*Exercise*.
Type out the data exactly as given. Skip any image.

-- Begin --

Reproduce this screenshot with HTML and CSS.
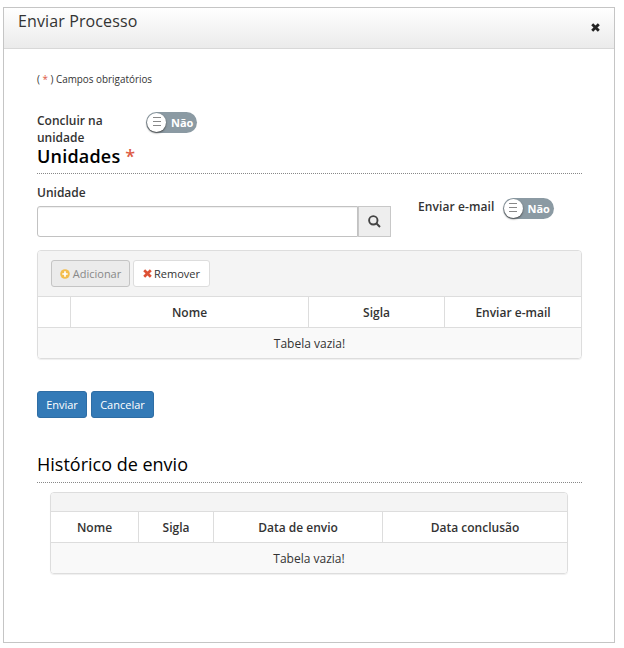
FILE: index.html
```html
<!DOCTYPE html>
<html lang="pt-BR">
<head>
<meta charset="utf-8">
<title>Enviar Processo</title>
<link rel="stylesheet" href="styles.css">
</head>
<body>
<section class="dialog">
  <header class="dialog-header">
    <h1>Enviar Processo</h1>
    <svg class="close" viewBox="0 0 9 9"><path d="M1.2 1.2L7.8 7.8M7.8 1.2L1.2 7.8"/></svg>
  </header>
  <main class="content">
    <p class="note">( <span class="required">*</span> ) Campos obrigatórios</p>
    <div class="finish-row">
      <span class="label finish-label">Concluir na unidade</span>
      <div class="toggle"><span class="knob"><i></i><i></i><i></i></span><span class="toggle-text">Não</span></div>
    </div>
    <h2 class="section-title strong"><span>Unidades <span class="required">*</span></span></h2>
    <div class="unit-row">
      <div class="unit-field">
        <label class="label" for="unit">Unidade</label>
        <div class="input-group">
          <input id="unit" type="text">
          <button class="search" type="button"><svg viewBox="0 0 13 13"><circle cx="5.3" cy="5.3" r="4.2"/><path d="M8.5 8.5L12 12"/></svg></button>
        </div>
      </div>
      <div class="mail-field">
        <span class="label">Enviar e-mail</span>
        <div class="toggle"><span class="knob"><i></i><i></i><i></i></span><span class="toggle-text">Não</span></div>
      </div>
    </div>
    <div class="panel units">
      <div class="toolbar">
        <button class="btn add" type="button" disabled><svg viewBox="0 0 10 10"><circle cx="5" cy="5" r="4.8" fill="#f3bd4d"/><path d="M5 2.3V7.7M2.3 5H7.7" stroke="#fff" stroke-width="1.7"/></svg>Adicionar</button>
        <button class="btn remove" type="button"><svg viewBox="0 0 9 9"><path d="M1.2 1.2L7.8 7.8M7.8 1.2L1.2 7.8" stroke="#dd5135" stroke-width="2.7"/></svg>Remover</button>
      </div>
      <div class="head"><span></span><span>Nome</span><span>Sigla</span><span>Enviar e-mail</span></div>
      <div class="empty">Tabela vazia!</div>
    </div>
    <div class="actions">
      <button class="btn primary send" type="button">Enviar</button>
      <button class="btn primary cancel" type="button">Cancelar</button>
    </div>
    <h2 class="section-title history-title"><span>Histórico de envio</span></h2>
    <div class="panel history">
      <div class="toolbar"></div>
      <div class="head"><span>Nome</span><span>Sigla</span><span>Data de envio</span><span>Data conclusão</span></div>
      <div class="empty">Tabela vazia!</div>
    </div>
  </main>
</section>
</body>
</html>
```
FILE: styles.css
```css
* { box-sizing: border-box; }
body {
  margin: 0;
  padding: 7px 9px 5px 3px;
  background: #fff;
  color: #333;
  font: 12px/17px "Open Sans", sans-serif;
}
h1, h2, p { margin: 0; font-weight: 400; }
button, input { font: inherit; color: inherit; margin: 0; }
.dialog { height: 636px; border: 1px solid #c5c5c5; background: #fff; }
.dialog-header {
  display: flex;
  justify-content: space-between;
  height: 41px;
  padding: 0 14px;
  border-bottom: 1px solid #d8d8d8;
  background: linear-gradient(#fff, #ebebeb);
}
.dialog-header h1 { font-size: 16px; line-height: 26px; letter-spacing: 0.12px; }
.close { width: 9px; height: 9px; margin-top: 15px; fill: none; stroke: #222; stroke-width: 2.8; }
.content { padding: 22px 32px 0 33px; }
.note { font-size: 9.9px; line-height: 17px; height: 42px; }
.required { color: #dd5a43; }
.label { font-weight: 600; font-size: 12px; line-height: 17px; white-space: nowrap; }
.finish-row { display: flex; align-items: flex-start; height: 34px; }
.finish-label { width: 109px; padding-right: 24px; margin-top: -1px; white-space: normal; }
.toggle {
  display: flex;
  align-items: center;
  width: 51px;
  height: 21px;
  padding-left: 1px;
  border-radius: 11px;
  background: #8b9aa3;
}
.finish-row .toggle { margin-top: -1px; }
.knob {
  display: flex;
  flex-direction: column;
  align-items: center;
  justify-content: center;
  gap: 3px;
  width: 19px;
  height: 19px;
  padding-bottom: 2px;
  border-radius: 50%;
  background: #fff;
  box-shadow: 0 1px 2px #444;
}
.knob i { width: 8px; height: 1px; background: #888; }
.toggle-text { margin-left: 5px; color: #fff; font-size: 11px; font-weight: 700; }
.section-title {
  height: 27px;
  border-bottom: 1px dotted #888;
  color: #000;
  font-size: 18px;
  line-height: 18px;
}
.strong { font-weight: 600; letter-spacing: 0.2px; }
.history-title { height: 28px; }
.unit-row { display: flex; height: 76px; padding-top: 10px; }
.unit-field { width: 354px; }
.unit-field .label { display: block; height: 22px; }
.input-group { display: flex; height: 31px; }
.input-group input {
  width: 321px;
  border: 1px solid #c2c2c2;
  border-radius: 3px 0 0 3px;
  background: #fff;
  box-shadow: inset 0 1px 1px #0001;
}
.search {
  display: flex;
  align-items: center;
  justify-content: center;
  width: 33px;
  padding: 0;
  border: 1px solid #c8c8c8;
  background: #eee;
}
.search svg { width: 13px; height: 13px; fill: none; stroke: #444; stroke-width: 1.9; }
.mail-field { display: flex; gap: 8px; padding: 14px 0 0 27px; }
.mail-field .label { letter-spacing: 0.1px; }
.panel { border: 1px solid #ddd; border-radius: 4px; box-shadow: 0 1px 1px #0001; overflow: hidden; }
.toolbar { display: flex; gap: 3px; background: #f4f4f4; }
.units .toolbar { height: 45px; padding: 9px 13px; }
.history .toolbar { height: 18px; }
.btn {
  display: flex;
  align-items: center;
  justify-content: center;
  height: 27px;
  padding: 0;
  border: 1px solid #ddd;
  border-radius: 3px;
  background: #fff;
  font-size: 11px;
}
.add { width: 79px; gap: 3px; border-color: #c4c4c4; background: #ebebeb; color: #888; }
.add svg { width: 10px; height: 10px; }
.remove { width: 77px; gap: 2px; }
.remove svg { width: 9px; height: 9px; }
.head { display: grid; height: 32px; border: solid #ddd; border-width: 1px 0; font-weight: 600; line-height: 31px; text-align: center; }
.head span + span { border-left: 1px solid #ddd; }
.units .head { grid-template-columns: 32px 238px 136px 1fr; }
.history .head { grid-template-columns: 87px 75px 169px 1fr; }
.empty { height: 30px; background: #f9f9f9; line-height: 32px; text-align: center; }
.units { height: 109px; }
.history { width: 518px; height: 82px; margin: 9px 0 0 13px; }
.actions { display: flex; gap: 4px; padding: 32px 0 37px; }
.primary { border-color: #2e6da4; background: #337ab7; color: #fff; }
.send { width: 50px; }
.cancel { width: 63px; }
```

-- End --

*Final answer*.
Reproduce this screenshot with HTML and CSS.
FILE: index.html
```html
<!DOCTYPE html>
<html lang="pt-BR">
<head>
<meta charset="utf-8">
<title>Enviar Processo</title>
<link rel="stylesheet" href="styles.css">
</head>
<body>
<section class="dialog">
  <header class="dialog-header">
    <h1>Enviar Processo</h1>
    <svg class="close" viewBox="0 0 9 9"><path d="M1.2 1.2L7.8 7.8M7.8 1.2L1.2 7.8"/></svg>
  </header>
  <main class="content">
    <p class="note">( <span class="required">*</span> ) Campos obrigatórios</p>
    <div class="finish-row">
      <span class="label finish-label">Concluir na unidade</span>
      <div class="toggle"><span class="knob"><i></i><i></i><i></i></span><span class="toggle-text">Não</span></div>
    </div>
    <h2 class="section-title strong"><span>Unidades <span class="required">*</span></span></h2>
    <div class="unit-row">
      <div class="unit-field">
        <label class="label" for="unit">Unidade</label>
        <div class="input-group">
          <input id="unit" type="text">
          <button class="search" type="button"><svg viewBox="0 0 13 13"><circle cx="5.3" cy="5.3" r="4.2"/><path d="M8.5 8.5L12 12"/></svg></button>
        </div>
      </div>
      <div class="mail-field">
        <span class="label">Enviar e-mail</span>
        <div class="toggle"><span class="knob"><i></i><i></i><i></i></span><span class="toggle-text">Não</span></div>
      </div>
    </div>
    <div class="panel units">
      <div class="toolbar">
        <button class="btn add" type="button" disabled><svg viewBox="0 0 10 10"><circle cx="5" cy="5" r="4.8" fill="#f3bd4d"/><path d="M5 2.3V7.7M2.3 5H7.7" stroke="#fff" stroke-width="1.7"/></svg>Adicionar</button>
        <button class="btn remove" type="button"><svg viewBox="0 0 9 9"><path d="M1.2 1.2L7.8 7.8M7.8 1.2L1.2 7.8" stroke="#dd5135" stroke-width="2.7"/></svg>Remover</button>
      </div>
      <div class="head"><span></span><span>Nome</span><span>Sigla</span><span>Enviar e-mail</span></div>
      <div class="empty">Tabela vazia!</div>
    </div>
    <div class="actions">
      <button class="btn primary send" type="button">Enviar</button>
      <button class="btn primary cancel" type="button">Cancelar</button>
    </div>
    <h2 class="section-title history-title"><span>Histórico de envio</span></h2>
    <div class="panel history">
      <div class="toolbar"></div>
      <div class="head"><span>Nome</span><span>Sigla</span><span>Data de envio</span><span>Data conclusão</span></div>
      <div class="empty">Tabela vazia!</div>
    </div>
  </main>
</section>
</body>
</html>
```
FILE: styles.css
```css
* { box-sizing: border-box; }
body {
  margin: 0;
  padding: 7px 9px 5px 3px;
  background: #fff;
  color: #333;
  font: 12px/17px "Open Sans", sans-serif;
}
h1, h2, p { margin: 0; font-weight: 400; }
button, input { font: inherit; color: inherit; margin: 0; }
.dialog { height: 636px; border: 1px solid #c5c5c5; background: #fff; }
.dialog-header {
  display: flex;
  justify-content: space-between;
  height: 41px;
  padding: 0 14px;
  border-bottom: 1px solid #d8d8d8;
  background: linear-gradient(#fff, #ebebeb);
}
.dialog-header h1 { font-size: 16px; line-height: 26px; letter-spacing: 0.12px; }
.close { width: 9px; height: 9px; margin-top: 15px; fill: none; stroke: #222; stroke-width: 2.8; }
.content { padding: 22px 32px 0 33px; }
.note { font-size: 9.9px; line-height: 17px; height: 42px; }
.required { color: #dd5a43; }
.label { font-weight: 600; font-size: 12px; line-height: 17px; white-space: nowrap; }
.finish-row { display: flex; align-items: flex-start; height: 34px; }
.finish-label { width: 109px; padding-right: 24px; margin-top: -1px; white-space: normal; }
.toggle {
  display: flex;
  align-items: center;
  width: 51px;
  height: 21px;
  padding-left: 1px;
  border-radius: 11px;
  background: #8b9aa3;
}
.finish-row .toggle { margin-top: -1px; }
.knob {
  display: flex;
  flex-direction: column;
  align-items: center;
  justify-content: center;
  gap: 3px;
  width: 19px;
  height: 19px;
  padding-bottom: 2px;
  border-radius: 50%;
  background: #fff;
  box-shadow: 0 1px 2px #444;
}
.knob i { width: 8px; height: 1px; background: #888; }
.toggle-text { margin-left: 5px; color: #fff; font-size: 11px; font-weight: 700; }
.section-title {
  height: 27px;
  border-bottom: 1px dotted #888;
  color: #000;
  font-size: 18px;
  line-height: 18px;
}
.strong { font-weight: 600; letter-spacing: 0.2px; }
.history-title { height: 28px; }
.unit-row { display: flex; height: 76px; padding-top: 10px; }
.unit-field { width: 354px; }
.unit-field .label { display: block; height: 22px; }
.input-group { display: flex; height: 31px; }
.input-group input {
  width: 321px;
  border: 1px solid #c2c2c2;
  border-radius: 3px 0 0 3px;
  background: #fff;
  box-shadow: inset 0 1px 1px #0001;
}
.search {
  display: flex;
  align-items: center;
  justify-content: center;
  width: 33px;
  padding: 0;
  border: 1px solid #c8c8c8;
  background: #eee;
}
.search svg { width: 13px; height: 13px; fill: none; stroke: #444; stroke-width: 1.9; }
.mail-field { display: flex; gap: 8px; padding: 14px 0 0 27px; }
.mail-field .label { letter-spacing: 0.1px; }
.panel { border: 1px solid #ddd; border-radius: 4px; box-shadow: 0 1px 1px #0001; overflow: hidden; }
.toolbar { display: flex; gap: 3px; background: #f4f4f4; }
.units .toolbar { height: 45px; padding: 9px 13px; }
.history .toolbar { height: 18px; }
.btn {
  display: flex;
  align-items: center;
  justify-content: center;
  height: 27px;
  padding: 0;
  border: 1px solid #ddd;
  border-radius: 3px;
  background: #fff;
  font-size: 11px;
}
.add { width: 79px; gap: 3px; border-color: #c4c4c4; background: #ebebeb; color: #888; }
.add svg { width: 10px; height: 10px; }
.remove { width: 77px; gap: 2px; }
.remove svg { width: 9px; height: 9px; }
.head { display: grid; height: 32px; border: solid #ddd; border-width: 1px 0; font-weight: 600; line-height: 31px; text-align: center; }
.head span + span { border-left: 1px solid #ddd; }
.units .head { grid-template-columns: 32px 238px 136px 1fr; }
.history .head { grid-template-columns: 87px 75px 169px 1fr; }
.empty { height: 30px; background: #f9f9f9; line-height: 32px; text-align: center; }
.units { height: 109px; }
.history { width: 518px; height: 82px; margin: 9px 0 0 13px; }
.actions { display: flex; gap: 4px; padding: 32px 0 37px; }
.primary { border-color: #2e6da4; background: #337ab7; color: #fff; }
.send { width: 50px; }
.cancel { width: 63px; }
```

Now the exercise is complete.